Tell me about your leadership style. How do you get your team to believe in your vision?
People need to feel like they are a part of the ultimate journey. They need to envision themselves and envision how they can play a role in that journey. I do not manage my team necessarily based on a restricted job description. While I realize at times that can be frustrating to my employees, I rally them by explaining where we need to be. This is usually a very high-level explanation of an expected output. Usually this initiates questions on a detailed level of the path they feel we need to take to get there. This is where you get your team to see themselves on the path to your vision of the ultimate journey. Their background and experiences, especially in a team format, leads to a cooperative path towards our end goal. When your team feels valuable, their opinion respected, they will want to personally succeed, which in turn makes everyone successful. This smooth integration enables an efficiency like no other.
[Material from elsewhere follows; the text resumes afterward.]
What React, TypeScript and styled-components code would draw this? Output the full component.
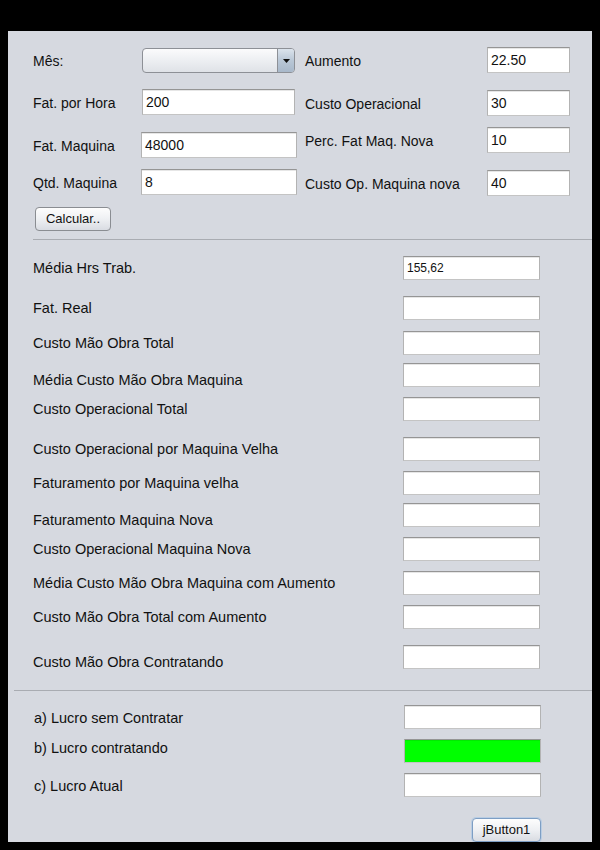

How did your role with the exchange evolve over the years?
I was hired as a hands-on controller; there was no CFO at the time. Thus my goal was to grow and learn so that I could become the CFO. I needed to become stronger, learn more than just accounting, learn the business, learn about how an “exchange” and ultimately a clearinghouse operated. It’s hard to come out of your comfort zone to take chances. But I was able to do just that and was promoted to CFO and treasurer after so much hard work personally and professionally.
In 2014, Nodal Exchange decided to launch a clearinghouse. My team and I had one year to learn everything about a clearinghouse. We were determined to not go with the flow, but to ask questions and not do something because everyone did it. We were going to learn the industry norm and we were going to make it better. We were going to use common sense, ask why over and over again until we understood the reason for a process. It was exciting for everyone at Nodal Exchange; we all worked hard together for a year and launched Nodal Clear true to our word that it would happen.
I say all of this to explain that as the years have passed, my role has continued to evolve and not just in a title. In a team-based approach, I am not just the CFO and treasurer. I am a mentor, I am a friend, sometimes I am even the person that does a common bank reconciliation. I feel I am whatever I need to be to ensure our team continues to run as smoothly and efficiently as possible.